Opinion
8 Div. 730.
June 11, 1925. Rehearing Denied October 22, 1925.
Appeal from Circuit Court, Madison County; O. Kyle, Judge.
Rayburn, Wright Rayburn, of Guntersville, for appellant.
Venue must be laid in the county where the offense was committed, and must be proved as laid. Patterson v. State, 156 Ala. 62, 47 So. 52. The burden is on the state to establish every essential element of the offense charged. Wharton v. State, 73 Ala. 366; Ogletree v. State, 28 Ala. 693.
Harwell G. Davis, Atty. Gen., for appellee.
Brief of counsel did not reach the Reporter.
This is an application in the circuit court in equity to condemn as contraband a Ford automobile under the statute (section 4778, Code 1923), instituted by the solicitor, as is permitted by section 4779 of the Code of 1923. The owner (P. E. Thrower) of the car intervenes by petition, and claims the car. The court by decree denied the claim of the owner; held the state entitled to the relief prayed for in its petition; and ordered the car condemned and sold as contraband. This appeal is prosecuted by the owner and claimant, P. E. Thrower, from that decree.
The petition of the state avers, under oath of the deputy solicitor, that this car "has been recently used in illegal and unlawful conveying of prohibited liquors or beverages in Madison county from one point in the state of Alabama to another point in this state." This petition was filed October 7, 1924. The claim filed by the owner, P. E. Thrower, states this car was seized on October 5, 1924, and does not deny that it contained prohibited liquor when seized, and does not deny that it had been and was being used in "illegal conveying prohibited liquors from one point to another point in Madison county, Ala.," as charged in the petition. He avers that he did not know prohibited liquors were in the car.

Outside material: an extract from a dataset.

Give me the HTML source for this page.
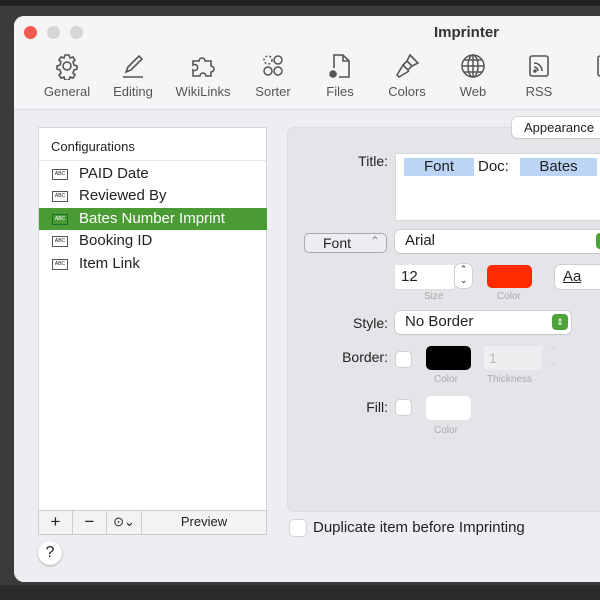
<!DOCTYPE html><html><head><style>
*{margin:0;padding:0;box-sizing:border-box}
body{width:600px;height:600px;overflow:hidden;background:#3b3b3b;font-family:"Liberation Sans",sans-serif;position:relative;color:#222}
.bgl{position:absolute;background:#111}
.win{position:absolute;left:14px;top:16px;width:620px;height:566px;background:#eceef1;border-radius:10px;overflow:hidden}
.tb{position:absolute;left:0;top:0;width:100%;height:94px;background:#f4f5f7;border-bottom:1px solid #dcdde0}
.dot{position:absolute;top:10px;width:13px;height:13px;border-radius:50%;background:#d6d6d8}
.title{position:absolute;left:420px;top:8px;font-weight:bold;font-size:15px;color:#333}
.it{position:absolute;top:36px;width:70px;text-align:center;font-size:13px;color:#555}
.it svg{display:block;margin:0 auto 4px;width:28px;height:28px}
.a{position:absolute}
.lbl{position:absolute;font-size:14px;color:#222;text-align:right}
.cap{position:absolute;font-size:10px;color:#aaa}
.row{position:absolute;left:0;width:228px;height:22px;font-size:15px;line-height:22px;padding-left:40px}
.abc{position:absolute;left:13px;top:6px;width:16px;height:11px;border:1px solid #555;font-size:5px;line-height:9px;text-align:center}
.pop{position:absolute;background:#fff;border-radius:5px;box-shadow:0 0 0 .5px #bbb,0 1px 1px #ccc;font-size:15px;padding-left:10px}
.gr{position:absolute;right:3px;top:3px;width:16px;height:16px;background:#4da33a;border-radius:4px;color:#fff;font-size:9px;text-align:center;line-height:16px}
.cb{position:absolute;width:15px;height:15px;background:#fff;border-radius:3px;box-shadow:0 0 0 .5px #bbb}
</style></head><body>
<div class="bgl" style="left:0;top:0;width:600px;height:6px;background:#222"></div>
<div class="bgl" style="left:0;top:585px;width:600px;height:15px;background:#2a2a2a"></div>
<div class="win">
<div class="tb">
<div class="dot" style="left:10px;background:#f25a52"></div><div class="dot" style="left:33px"></div><div class="dot" style="left:56px"></div>
<div class="title">Imprinter</div>
<div class="it" style="left:18px"><svg viewBox="0 0 28 28" fill="none" stroke="#555" stroke-width="1.6"><circle cx="14" cy="14" r="4"/><path d="M12 3h4l1 3 3-1 2 3-2 2 1 3 3 1v3l-3 1-1 3 2 2-2 3-3-1-1 3h-4l-1-3-3 1-2-3 2-2-1-3-3-1v-3l3-1 1-3-2-2 2-3 3 1z"/></svg>General</div>
<div class="it" style="left:84px"><svg viewBox="0 0 28 28" fill="none" stroke="#555" stroke-width="1.6"><path d="M7 20l2-5 11-11 3 3-11 11zM4 25h20"/></svg>Editing</div>
<div class="it" style="left:154px"><svg viewBox="0 0 28 28" fill="none" stroke="#555" stroke-width="1.6"><path d="M4 9h6a3 3 0 116 0h6v5a3 3 0 110 6v4h-5a3 3 0 10-6 0H4v-6a3 3 0 100-5z"/></svg>WikiLinks</div>
<div class="it" style="left:224px"><svg viewBox="0 0 28 28" fill="none" stroke="#555" stroke-width="1.5"><circle cx="9" cy="8" r="4" stroke-dasharray="2 2"/><circle cx="19" cy="8" r="4"/><circle cx="9" cy="19" r="4"/><circle cx="19" cy="19" r="4"/></svg>Sorter</div>
<div class="it" style="left:291px"><svg viewBox="0 0 28 28" fill="none" stroke="#555" stroke-width="1.6"><path d="M8 16V3h9l6 6v16H13M17 3v6h6"/><circle cx="7" cy="22" r="3" fill="#555"/></svg>Files</div>
<div class="it" style="left:358px"><svg viewBox="0 0 28 28" fill="none" stroke="#555" stroke-width="1.6"><path d="M17 3l8 8-6 3-5-5zM14 9l5 5-4 4-5-5zM10 13l-6 10 2 2 10-6"/></svg>Colors</div>
<div class="it" style="left:424px"><svg viewBox="0 0 28 28" fill="none" stroke="#555" stroke-width="1.5"><circle cx="14" cy="14" r="11"/><ellipse cx="14" cy="14" rx="5" ry="11"/><path d="M3 14h22M5 8h18M5 20h18M14 3v22"/></svg>Web</div>
<div class="it" style="left:490px"><svg viewBox="0 0 28 28" fill="none" stroke="#555" stroke-width="1.6"><rect x="5" y="4" width="18" height="20" rx="2"/><path d="M9 11a8 8 0 018 8M9 15a4 4 0 014 4"/><circle cx="10" cy="19" r="1" fill="#555"/></svg>RSS</div>
<div class="it" style="left:557px"><svg viewBox="0 0 28 28" fill="none" stroke="#555" stroke-width="1.6"><rect x="6" y="4" width="16" height="20" rx="2"/></svg>D</div>
</div>
<!-- list -->
<div class="a" style="left:24px;top:111px;width:229px;height:408px;background:#fff;border:1px solid #d4d6d9">
<div style="height:33px;border-bottom:1px solid #e6e6e6;font-size:13px;padding:11px 0 0 12px">Configurations</div>
<div class="row" style="top:35px"><div class="abc">ABC</div>PAID Date</div>
<div class="row" style="top:57px"><div class="abc">ABC</div>Reviewed By</div>
<div class="row" style="top:80px;background:#4b9b35;color:#fff"><div class="abc" style="border-color:#173">ABC</div>Bates Number Imprint</div>
<div class="row" style="top:102px"><div class="abc">ABC</div>Booking ID</div>
<div class="row" style="top:125px"><div class="abc">ABC</div>Item Link</div>
</div>
<div class="a" style="left:24px;top:494px;width:229px;height:25px;background:#f3f3f3;border:1px solid #ccc;font-size:13px;display:flex">
<div style="width:34px;border-right:1px solid #ccc;text-align:center;font-size:17px;line-height:22px">+</div>
<div style="width:34px;border-right:1px solid #ccc;text-align:center;font-size:17px;line-height:22px">−</div>
<div style="width:35px;border-right:1px solid #ccc;text-align:center;line-height:22px">⊙⌄</div>
<div style="flex:1;text-align:center;line-height:22px">Preview</div></div>
<div class="a" style="left:24px;top:525px;width:24px;height:24px;border-radius:50%;background:#fff;box-shadow:0 1px 2px #aaa;text-align:center;font-size:16px;line-height:24px">?</div>
<!-- group -->
<div class="a" style="left:273px;top:111px;width:360px;height:385px;background:#e3e5e8;border-radius:7px;border:1px solid #dcdee1"></div>
<div class="a" style="left:498px;top:101px;width:110px;height:21px;background:#fff;border-radius:5px;box-shadow:0 0 0 .5px #bbb,0 1px 1px #ccc;font-size:13px;padding:3px 0 0 12px">Appearance</div>
<div class="lbl" style="left:300px;top:137px;width:74px">Title:</div>
<div class="a" style="left:381px;top:137px;width:230px;height:68px;background:#fff;border:1px solid #d9d9d9;font-size:15px">
<span class="a" style="left:8px;top:4px;width:70px;height:18px;background:#bcd4f5;text-align:center">Font</span>
<span class="a" style="left:82px;top:4px">Doc:</span>
<span class="a" style="left:124px;top:4px;width:77px;height:18px;background:#bcd4f5;text-align:center">Bates</span></div>
<div class="a" style="left:290px;top:217px;width:83px;height:20px;background:#eceef1;border:1px solid #aaa;border-radius:5px;font-size:14px;padding:1px 0 0 18px">Font <span style="position:absolute;right:6px;top:0;color:#888;font-size:12px">⌃</span></div>
<div class="pop" style="left:381px;top:214px;width:220px;height:23px;line-height:22px">Arial<div class="gr">⇕</div></div>
<div class="a" style="left:381px;top:249px;width:59px;height:25px;background:#fff;border-bottom:1px solid #ddd;font-size:15px;padding:3px 0 0 6px">12</div>
<div class="a" style="left:441px;top:248px;width:17px;height:24px;background:#fff;border-radius:5px;box-shadow:0 0 0 .5px #bbb;font-size:9px;text-align:center;line-height:11px">⌃<br>⌄</div>
<div class="a" style="left:473px;top:249px;width:45px;height:23px;background:#ff2a00;border-radius:5px"></div>
<div class="a" style="left:541px;top:249px;width:60px;height:24px;background:#fff;border-radius:5px;box-shadow:0 0 0 .5px #bbb;font-size:15px;padding:3px 0 0 8px;text-decoration:underline">Aa</div>
<div class="cap" style="left:410px;top:275px">Size</div>
<div class="cap" style="left:483px;top:275px">Color</div>
<div class="lbl" style="left:300px;top:299px;width:74px">Style:</div>
<div class="pop" style="left:381px;top:295px;width:176px;height:23px;line-height:22px">No Border<div class="gr">⇕</div></div>
<div class="lbl" style="left:300px;top:333px;width:74px">Border:</div>
<div class="cb" style="left:382px;top:336px"></div>
<div class="a" style="left:412px;top:330px;width:45px;height:24px;background:#000;border-radius:5px"></div>
<div class="a" style="left:470px;top:330px;width:58px;height:24px;background:#eceef0;font-size:14px;color:#bbb;padding:4px 0 0 5px">1</div>
<div class="a" style="left:532px;top:330px;width:14px;height:24px;color:#ccc;font-size:9px;text-align:center;line-height:11px">⌃<br>⌄</div>
<div class="cap" style="left:420px;top:358px">Color</div>
<div class="cap" style="left:473px;top:358px">Thickness</div>
<div class="lbl" style="left:300px;top:383px;width:74px">Fill:</div>
<div class="cb" style="left:382px;top:384px"></div>
<div class="a" style="left:412px;top:380px;width:45px;height:24px;background:#fff;border-radius:5px"></div>
<div class="cap" style="left:420px;top:409px">Color</div>
<div class="cb" style="left:276px;top:504px;width:16px;height:16px"></div>
<div class="a" style="left:299px;top:503px;font-size:15px">Duplicate item before Imprinting</div>
</div>
</body></html>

The proof without conflict shows this car passed through New Hope in Madison county, Ala., driven by the claimant, P. E. Thrower, with three or four persons in it. Their behavior and the noise made attracted the attention of the deputy sheriff. He followed them in his car as they traveled on the public highway from New Hope towards Huntsville for three and a half miles; then the car stopped and the deputy seized it. He found therein a Coca Cola case and bottles and a half gallon jar about half full of whisky, surrounded by a number of Coca Cola bottles, between the front and back seats. When the car stopped, and the deputy sheriff told the parties he would have to seize it, "P. E. Thrower got out of the car, and took something from the front seat, and ran around the car and threw it to one side." The deputy took the parties and the car to Huntsville, and three hours later returned to this place, where he seized the car, and found a half gallon jar full of corn whisky in a ditch about eight feet from where the car stopped. All the persons in the car were drinking, except the owner and claimant. The evidence of the claimant and others tended to show he did not know the whisky was in the car, and he did not throw the half gallon jar of whisky from the car into the ditch. There was evidence that his general reputation for being engaged in illegal traffic and transportation of prohibited liquors was bad in the community where he lived; and there was much evidence to the contrary; that he ran a taxi business, and had never engaged in selling or transporting or conveying prohibited liquors; that this liquor did not belong to him, and he did not know it was in his car.
From this pleading and proof the court could, and did, properly find that this car had been and was used on the night it was seized in illegally conveying prohibited liquors from one point to another in Madison county, Ala., by its owner, P. E. Thrower, the claimant. The court did not err in holding the car was subject to seizure and condemnation as contraband under the statute and the evidence. True, there is much testimony that P. E. Thrower did not own this liquor, but it is clear and evident from the evidence, if he was not interested in it as owner, still he was aiding and assisting the owners of it in knowingly and unlawfully transporting it from one point to another point in Madison county, Ala., for them in his car for unlawful purposes, which would render his car subject to seizure and condemnation. State v. Hughes, 203 Ala. 90, 82 So. 104; Maples v. State, 203 Ala. 153, 82 So. 183; Cherry-Ellington Auto Co. v. State, 210 Ala. 469, 98 So. 389; A. S. Edwards v. State, ante, p. 122, 104 So. 255.
The decree is free from error, and it is affirmed.
Affirmed.
ANDERSON, C. J., and SAYRE and GARDNER, JJ., concur.